We also see that there are disruptive technologies on the horizon; if you think of nano technology, we will have to talk about here, what do you think about what follows on from the development of DNA technology, this can be hugely disruptive for society.

What we see today under the banner of "fight against terrorism" is nothing but preparation for an even darker future. In the minds of the people who govern us. So this future does not need to be as dark. But that's what they prepare for and that's what they, in parts at least, [are] aiming for.

In the end we will have a never ending state of emergency. There will always be some terror on demand that keeps up the fear. There will always be the next big scare that justifies the next law to further reduce our freedoms. There will always be some kind of technology that they don't really understand and that they want to limit or keep under their control.

Today's tool for shaping the society is this "terror on demand". The next tool that will come from them is data mining, meaning that optimization of society in ways that we cannot imagine today, that maybe in novels like "Gattaca" have been pictured. This will really happen. This is what is our future now.

Our future is a nicely coloured, fully automated police state. It will be not really intrusive, if you have nothing to hide then you should not be bothered, but it will be there. And it will end the development of society as we know it today. If we don't find a way to go up against that.

The scope of technology as we have it today, in terms of surveillance, in terms of data mining, in terms of profiling, is virtually unlimited. If it does not work today because the amount of data is too vast, it will certainly work in ten years. If we look at the development of technology and say "okay, there is no way to store all e-mail traffic because it's much too much data", this might be the case today. In ten years, it will be available for sure, as commercial technology.

Pointing to "this technology does not work" or "that technology does not work" does not really help us, because we can already see that it will work in the very near future. And even if some particular technology like biometry fails entirely because for principle reasons, there are enough other alternatives for authentication that they will use. If biometry fails, they will simply go directly for DNA identification, which will be the next big wealth (?) here.

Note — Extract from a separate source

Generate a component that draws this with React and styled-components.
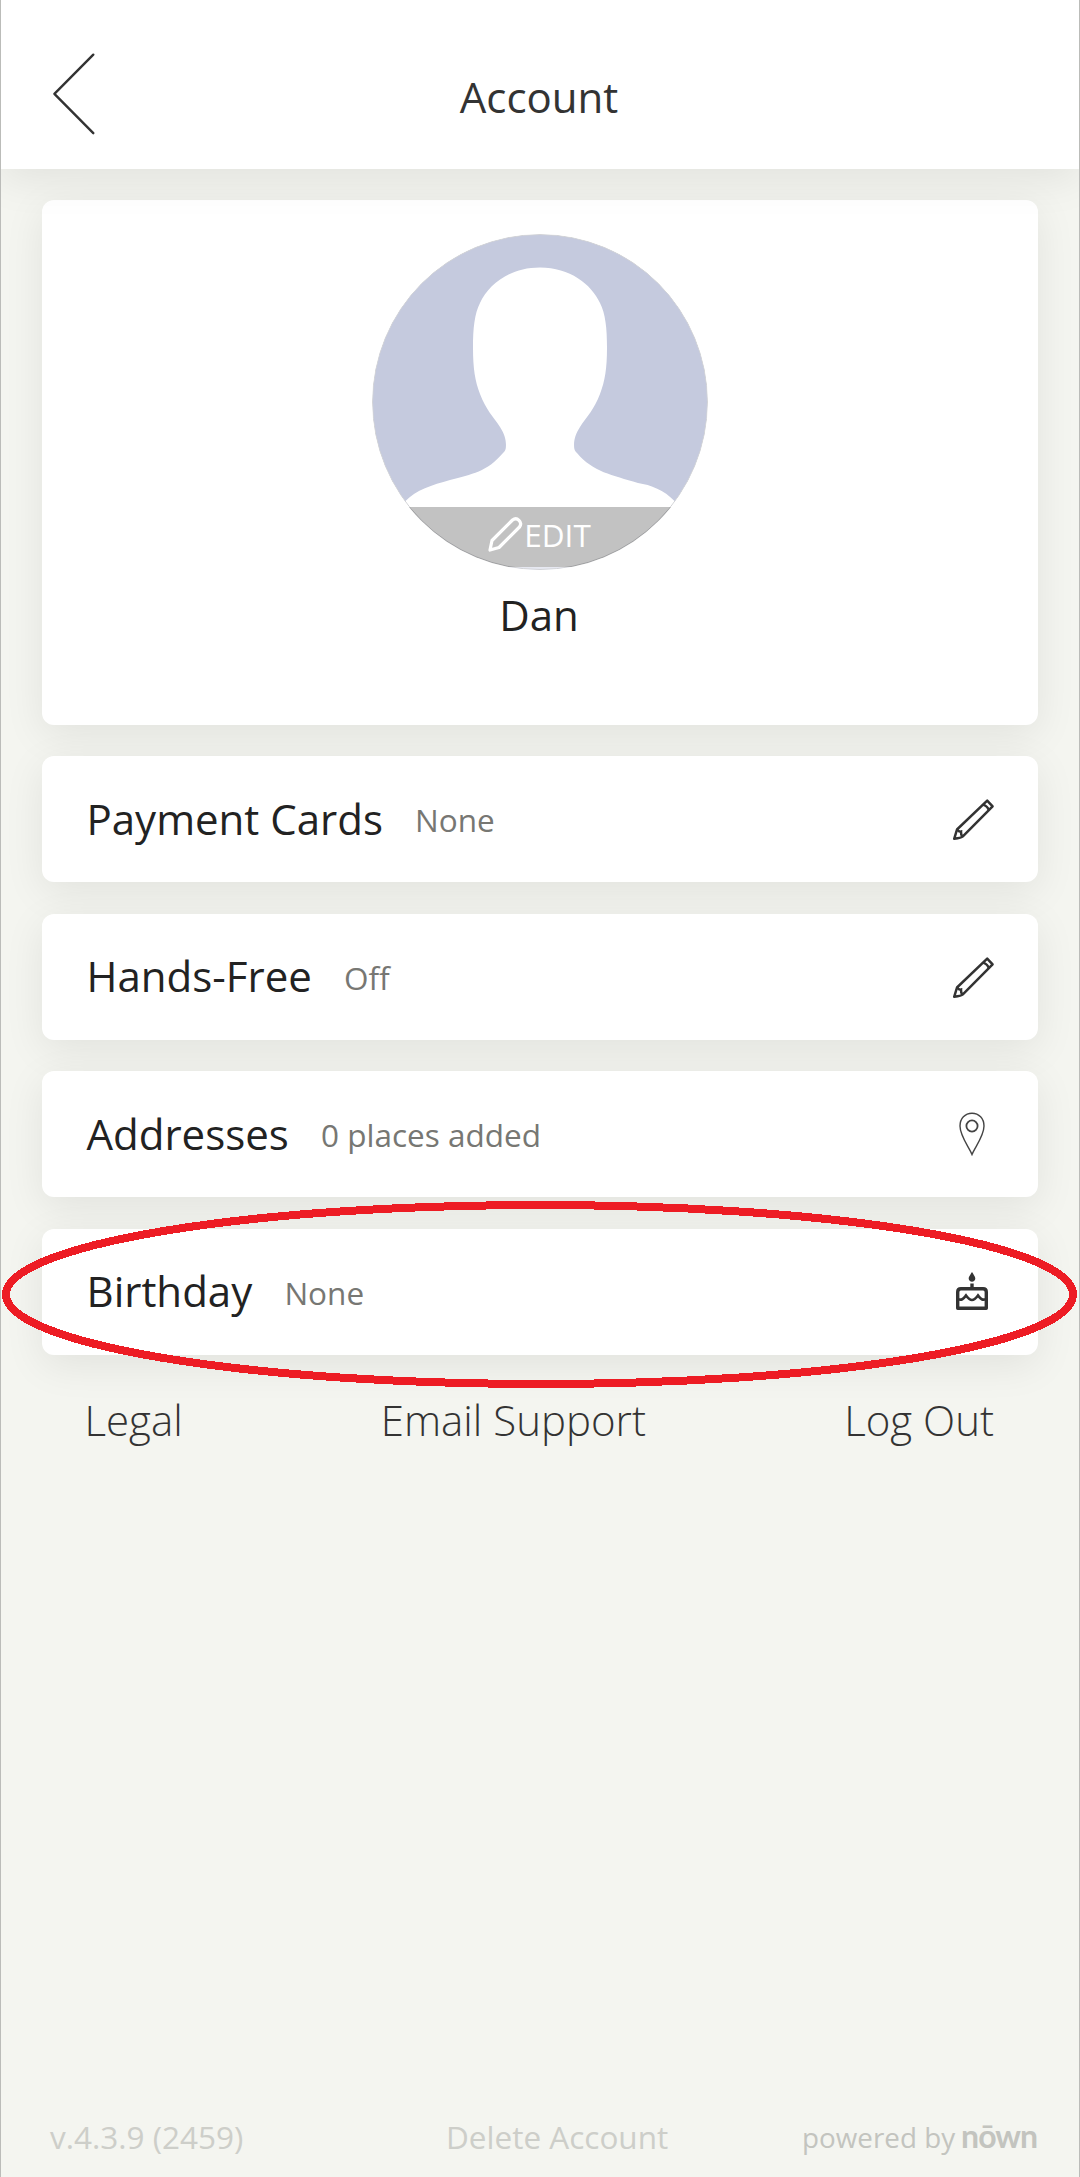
import React from "react";
import styled, { createGlobalStyle } from "styled-components";

const GlobalStyle = createGlobalStyle`
  * {
    box-sizing: border-box;
  }
  body {
    margin: 0;
    background-color: #f4f5f0;
    font-family: "Open Sans", sans-serif;
  }
`;

const Screen = styled.div`
  display: flex;
  flex-direction: column;
  height: 2177px;
  overflow: hidden;
  background-color: #f4f5f0;
  border-left: 1px solid #bbbcb9;
  border-right: 1px solid #bbbcb9;
`;

const Header = styled.header`
  display: grid;
  grid-template-columns: 160px 1fr 162px;
  align-items: center;
  flex-shrink: 0;
  height: 168.5px;
  padding-top: 26px;
  background-color: white;
  box-shadow: 0 10px 40px rgba(0, 0, 0, 0.08);
  z-index: 1;
`;

const BackButton = styled.button`
  display: flex;
  margin: -6px 0 0 50px;
  padding: 0;
  width: 44px;
  border: none;
  background: none;
`;

const Title = styled.h1`
  margin: 0;
  font-size: 42px;
  line-height: 58px;
  font-weight: 400;
  text-align: center;
  color: #333333;
`;

const Content = styled.main`
  display: flex;
  flex-direction: column;
  gap: 31.5px;
  padding: 31px 41px 0;
`;

const Card = styled.section`
  background-color: white;
  border-radius: 12px;
  box-shadow: 0 10px 40px rgba(0, 0, 0, 0.08);
`;

const ProfileCard = styled(Card)`
  display: flex;
  flex-direction: column;
  align-items: center;
  height: 525.2px;
  padding-top: 34.5px;
`;

const Avatar = styled.div`
  position: relative;
  width: 336px;
  height: 336px;
  border-radius: 50%;
  overflow: hidden;
`;

const EditBar = styled.div`
  position: absolute;
  left: 0;
  right: 0;
  bottom: 3px;
  height: 60px;
  display: flex;
  align-items: center;
  justify-content: center;
  padding: 0 1px 6px 0;
  font-size: 31.5px;
  color: white;
  background-color: rgba(0, 0, 0, 0.24);
`;

const ProfileName = styled.div`
  margin: 16px 2px 0 0;
  font-size: 42px;
  line-height: 58px;
  color: #222222;
`;

const Row = styled(Card)`
  display: flex;
  align-items: center;
  height: 126px;
  padding: 0 42px 0 44.5px;
`;

const RowLabel = styled.div`
  padding-bottom: 0.8px;
  font-size: 42px;
  line-height: 58px;
  color: #222222;
`;

const RowValue = styled.div`
  flex-grow: 1;
  margin-left: 32.2px;
  padding-top: 1.8px;
  font-size: 31.5px;
  line-height: 44px;
  color: #777773;
`;

const RowIcon = styled.div`
  display: flex;
  justify-content: center;
  width: 46px;
`;

const Links = styled.nav`
  display: flex;
  justify-content: space-between;
  margin-top: 36px;
  padding: 0 85px 0 83.5px;
`;

const LinkItem = styled.a`
  font-size: 42px;
  line-height: 58px;
  font-weight: 300;
  color: #333333;
`;

const Footer = styled.footer`
  display: flex;
  align-items: center;
  margin-top: auto;
  padding: 0 42px 18px 49px;
  font-size: 31.5px;
  line-height: 44px;
  color: #cdcec9;
`;

const Version = styled.div`
  width: 396px;
`;

const Powered = styled.div`
  margin-left: auto;
  font-size: 27.8px;
  color: #c3c4bf;
`;

const Brand = styled.span`
  margin-left: 6px;
  font-family: Lato, sans-serif;
  font-size: 32px;
  line-height: 1;
  font-weight: 700;
  letter-spacing: -1px;
`;

const Highlight = styled.svg`
  position: absolute;
  left: 0;
  top: 1200px;
  pointer-events: none;
  z-index: 2;
`;

const PencilIcon = () => (
  <svg width="44" height="44" viewBox="-2 -2 44 44" fill="none" stroke="#333" strokeWidth="2.5">
    <path d="M1.2 39.8 L4 30.5 L34.2 1.6 L39.6 7.4 L9.6 37.6 Q8.5 39 1.2 39.8 Z" strokeLinejoin="round" />
    <path d="M30 5.6 Q34.5 7 36 11.4 M4 30.5 Q6 33 8 32.6 Q7.8 35.5 9.4 37.6" />
  </svg>
);

const PinIcon = () => (
  <svg width="28" height="44" viewBox="0 0 28 44" fill="none" stroke="#444">
    <path
      d="M13 42.5 C10 35 1 24 1 14 C1 6.5 6 1.2 13 1.2 C20 1.2 25 6.5 25 14 C25 24 16 35 13 42.5 Z"
      strokeWidth="1.4"
    />
    <circle cx="13" cy="14" r="5.6" strokeWidth="1.8" />
  </svg>
);

const CakeIcon = () => (
  <svg width="34" height="39" viewBox="0 0 34 39" fill="none" stroke="#333" strokeWidth="3.4">
    <path
      d="M16 0 C18.5 4 19.3 5 19.3 6.6 C19.3 8.6 17.8 9.8 16 9.8 C14.2 9.8 12.7 8.6 12.7 6.6 C12.7 5 13.5 4 16 0 Z"
      fill="#333"
      stroke="none"
    />
    <path d="M16 11.5 V17" />
    <path d="M1.7 36.3 V20 Q1.7 16.8 4.9 16.8 H27.1 Q30.3 16.8 30.3 20 V36.3 Z" strokeLinejoin="round" />
    <path
      d="M2 27.3 C6 28.5 7 27 10 23.5 C13 27.5 14 28 16 28 C18 28 19 27.5 22 23.5 C25 27 26 28.5 30 27.3"
      strokeWidth="2.7"
    />
  </svg>
);

const rows = [
  { label: "Payment Cards", value: "None", icon: <PencilIcon /> },
  { label: "Hands-Free", value: "Off", icon: <PencilIcon /> },
  { label: "Addresses", value: "0 places added", icon: <PinIcon /> },
  { label: "Birthday", value: "None", icon: <CakeIcon /> }
];

export default function App() {
  return (
    <>
      <GlobalStyle />
      <Screen>
        <Header>
          <BackButton aria-label="Back">
            <svg width="44" height="84" viewBox="0 0 44 84" fill="none">
              <path
                d="M42.3 2.7 L3.4 41.9 L42.3 81.2"
                stroke="#333"
                strokeWidth="2.4"
                strokeLinecap="round"
                strokeLinejoin="round"
              />
            </svg>
          </BackButton>
          <Title>Account</Title>
        </Header>
        <Content>
          <ProfileCard>
            <Avatar>
              <svg width="336" height="336" viewBox="0 0 336 336">
                <circle cx="168" cy="168" r="167.5" fill="#c5cade" />
                <path
                  d="M168 33.5 C138 33.5 117 50 108 69 C102.5 80 101 94 101 114
                    C101 134 103 147 108 160 C114 176 121 182 128 193
                    C133 201 134.5 207 133.8 214 C133.5 216 133 217 131 219
                    C115 238 100 240 78 246 C60 251 44 256 33.5 267
                    L33.5 275 L80 333 H256 L302.5 275 L302.5 267
                    C292 256 279 251 266 249 C240 241 221 238 205 219
                    C203 217 202.5 216 202.2 214 C201.5 207 203 201 208 193
                    C215 182 222 176 228 160 C233 147 235 134 235 114
                    C235 94 233.5 80 228 69 C219 50 198 33.5 168 33.5 Z"
                  fill="white"
                />
                <path d="M80 333 H256 V336 H80 Z" fill="#e6e8f1" />
                <circle cx="168" cy="168" r="167.5" fill="none" stroke="#d2d3d6" />
              </svg>
              <EditBar>
                <svg width="36" height="35" viewBox="0 0 36 35" fill="none">
                  <path
                    d="M2 33 L4 23.5 L24.5 3 C29 -0.5 35 5 31.5 10 L11 30.5 Z"
                    stroke="white"
                    strokeWidth="3.2"
                    strokeLinejoin="round"
                  />
                </svg>
                EDIT
              </EditBar>
            </Avatar>
            <ProfileName>Dan</ProfileName>
          </ProfileCard>
          {rows.map((row) => (
            <Row key={row.label}>
              <RowLabel>{row.label}</RowLabel>
              <RowValue>{row.value}</RowValue>
              <RowIcon>{row.icon}</RowIcon>
            </Row>
          ))}
        </Content>
        <Links>
          <LinkItem>Legal</LinkItem>
          <LinkItem>Email Support</LinkItem>
          <LinkItem>Log Out</LinkItem>
        </Links>
        <Footer>
          <Version>v.4.3.9 (2459)</Version>
          <div>Delete Account</div>
          <Powered>
            powered by
            <Brand>nōwn</Brand>
          </Powered>
        </Footer>
      </Screen>
      <Highlight width="1080" height="190" viewBox="0 0 1080 190">
        <ellipse
          cx="539.5"
          cy="94.5"
          rx="533.5"
          ry="89.5"
          fill="none"
          stroke="#ed1c24"
          strokeWidth="8"
          shapeRendering="crispEdges"
        />
      </Highlight>
    </>
  );
}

And this all is possible because democracy is essentially deprecated. If you look at the European Union, we are not really governed in certain areas of policy anymore by our parliaments. We're governed by directives that are dealt out in backrooms by people who are not even elected. This is the case today. So we are not governed by anything that resembles democracy at all.

So it looks like [in] democracy people can debate, which is nice, which is why we are sitting here, and we retain certain freedoms, but the real decisions are not made anymore in a democratic way.

[time: 10m13s]

And where it all ends is that the state is able to prosecute people he doesn't like selectively. There will be no more thing called justice, because if everything that you do is known at some point in some database, and available for automatic processing, which is the end goal, then somebody or some algorithm can choose to prosecute you or not.